Conversion into a Roth IRA will enable tax-free savings for as long as you want as it does not involve RMDs. However, make sure to consult your tax advisor regarding the tax implications of a Roth IRA conversion. That said, with a Roth IRA conversion, you will be able to save a huge amount in taxes over the long run.
When it comes to annual withdrawals in retirement, the age-old tradition is to follow the 4% rule. While the rule is a good guide to an annual withdrawal rate, with changing circumstances, relying solely on this rule might not be the best thing to do. Under the rule, you withdraw 4% of your nest egg value in the first year, followed by inflation adjustments in the subsequent years.
For instance, if your total retirement savings is worth $1 million, you will withdraw $40,000 in the first year. If the inflation rate is 2.5% the next year, you will withdraw $1000 (inflation amount: 2.5% of $40,000) more, i.e., $41,000. The rule assumes a portfolio that consists of 50% in stocks and 50% in bonds. If followed the correct way, proponents of this theory say there is a 90% chance your nest egg will last 30 years, which certainly isn’t a bad figure.
However, with lower bond yields in recent years and stock returns forecast to be modest for the next several years, the theory might fail to yield desired results. Taking these into consideration, some theorists have come up with a 3% safe withdrawal rate.
Although a tad conservative, this approach is believed to be sustainable through retirement even under an inflation rate as high as 7%, something that the 4% rule can’t live up to. However, keep in mind that the approach assumes an asset allocation of 50% each in stocks and bonds. So, in case you make alterations to this stock-to-bond ratio, you might have to make adjustments to the withdrawal rate.
You may want to take note of Trinity study’s findings. The updated study found that the 3% withdrawal rate had a 100% success rate over a 40-year retirement period, even when the stock allocation was increased to a maximum of 100%. Meanwhile, the research produced a success rate of 98% with 25% in stocks and 75% in bonds.
Vanguard’s "dynamic approach to spending" allows flexible annual withdrawals equal with market performance. So, you start with a certain withdrawal rate -- say 5% -- in the first year, and if the market performs sluggishly in the next, you can cut down your withdrawal rate. Conversely, when the market is favorable you can raise your rate of withdrawal. However, the withdrawal rate should never go below 2.5% or above 5%. This timely adjustment to your withdrawal rate is another great way to ensure lifelong savings. Essentially, it has a success rate of 92% over 35 years of retirement with an equal mix of stocks and bonds.
Comparing these withdrawal strategies, a pre-set 3% withdrawal rate is certainly easier to follow. Given the 100% success rate over the long term with an appropriate stock and bond mix, this is no doubt a safe way to protect your portfolio from early exhaustion. However, most financial experts are in favor of a more versatile approach to spending, with a withdrawal rate that fluctuates as and when market conditions change.
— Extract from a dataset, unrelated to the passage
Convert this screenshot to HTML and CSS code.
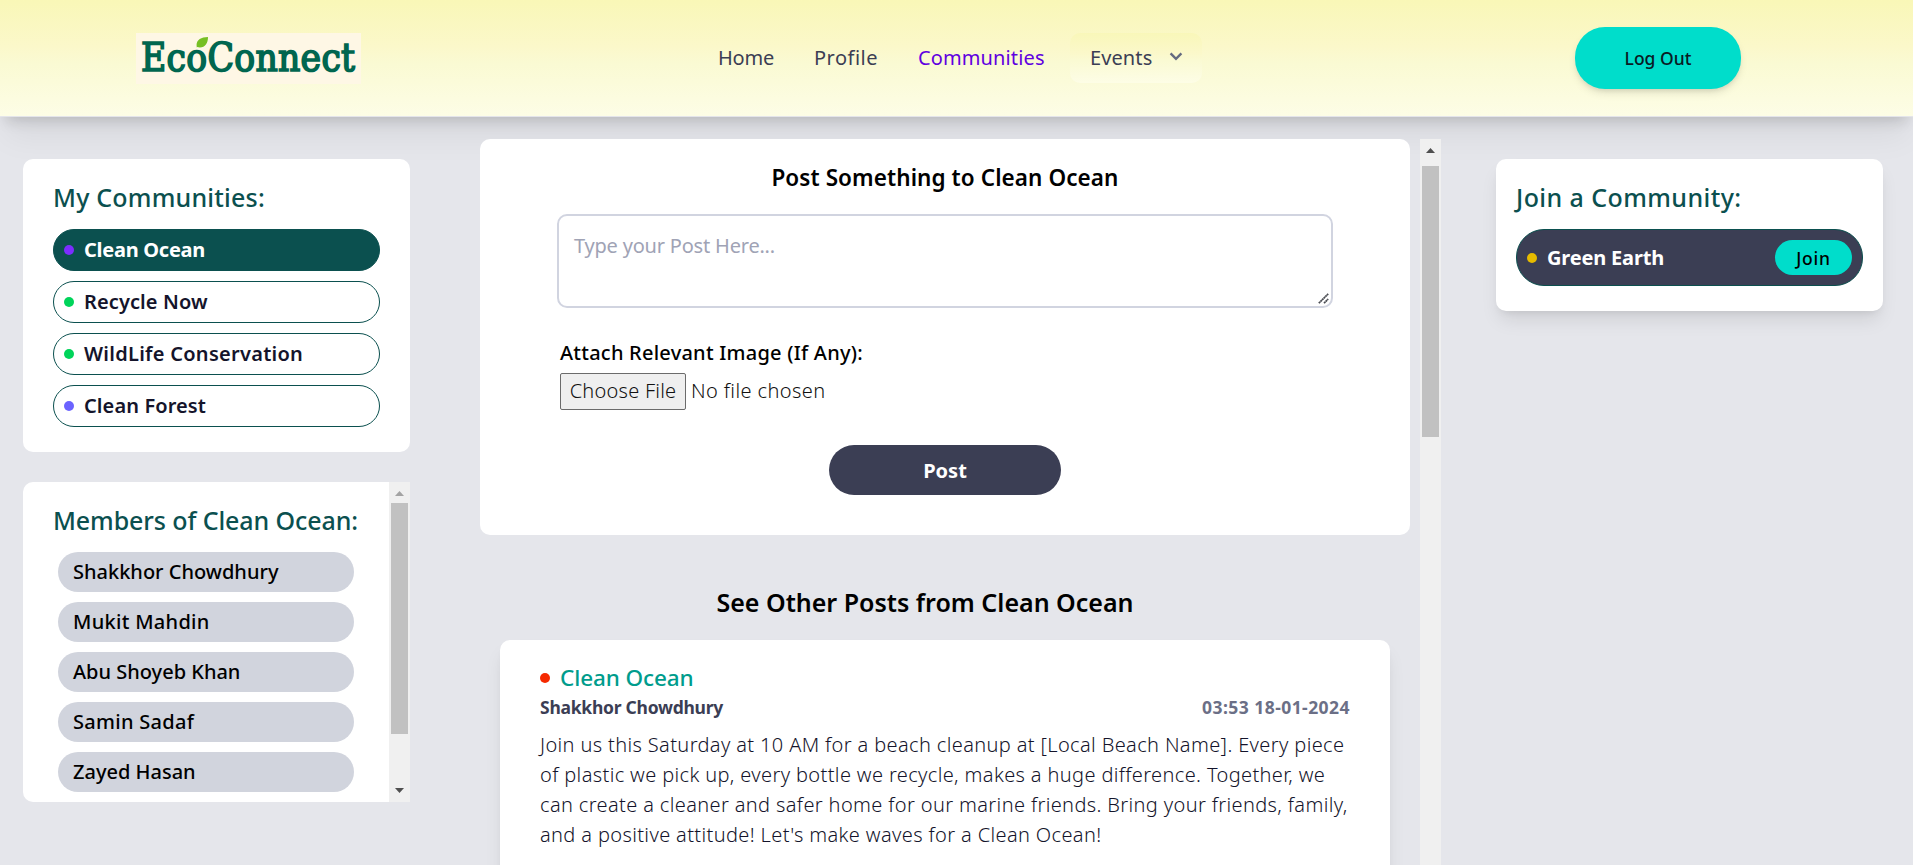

The traditional approach is to cut back on stock allocation in your portfolio as you age. Experts now believe that with an extended retirement period, one needs to hold more stocks in order to sustain high inflation rates over the course of retirement. That is to say, you should gradually increase stock weightage through retirement, keeping it low in the beginning. In the initial years of retirement, your stock exposure should be as low as 20%, and slowly tread up to 70% in the final years.
Without a steady source of income, one is extremely vulnerable to market downturns during the initial years. If the market takes a hit during this time, considerable stock exposure would make it very difficult to overcome the dent in portfolio. Now, considering historical data, stocks on average have shown a 7% annual rise in the long term.
So, as your retirement years go by and after you have built substantial portfolio wealth, you can gradually increase your investment in stocks to bolster your portfolio and make it last through retirement.
Delay Social Security Benefits
Social Security can be viewed as a form of insurance that provides monthly checks during old age and offers a hedge against inflation. When you start taking social security benefits at full retirement age, you are eligible to receive the full benefit.
Delaying your benefits even after the full retirement age will earn you a credit of 8% each year for as long as you withhold. However, past the age of 70, you will not receive additional benefits for delaying the claim. Take this example: your retirement age is 67 and you start taking benefits at the age of 70. In this case, you will receive a credit of 24% (8% in each of the three years) over and above your full benefit, i.e., each of your monthly checks will increase by 24%. This approach is essentially for those who expect to live longer than the average life expectancy. For those who are certain to not cross the average life span, delaying might not offer additional benefits.
While the above-mentioned ways are a good guide to make retirement savings last a lifetime, any financial decision that you make in this regard should take into account your financial situation and life expectancy.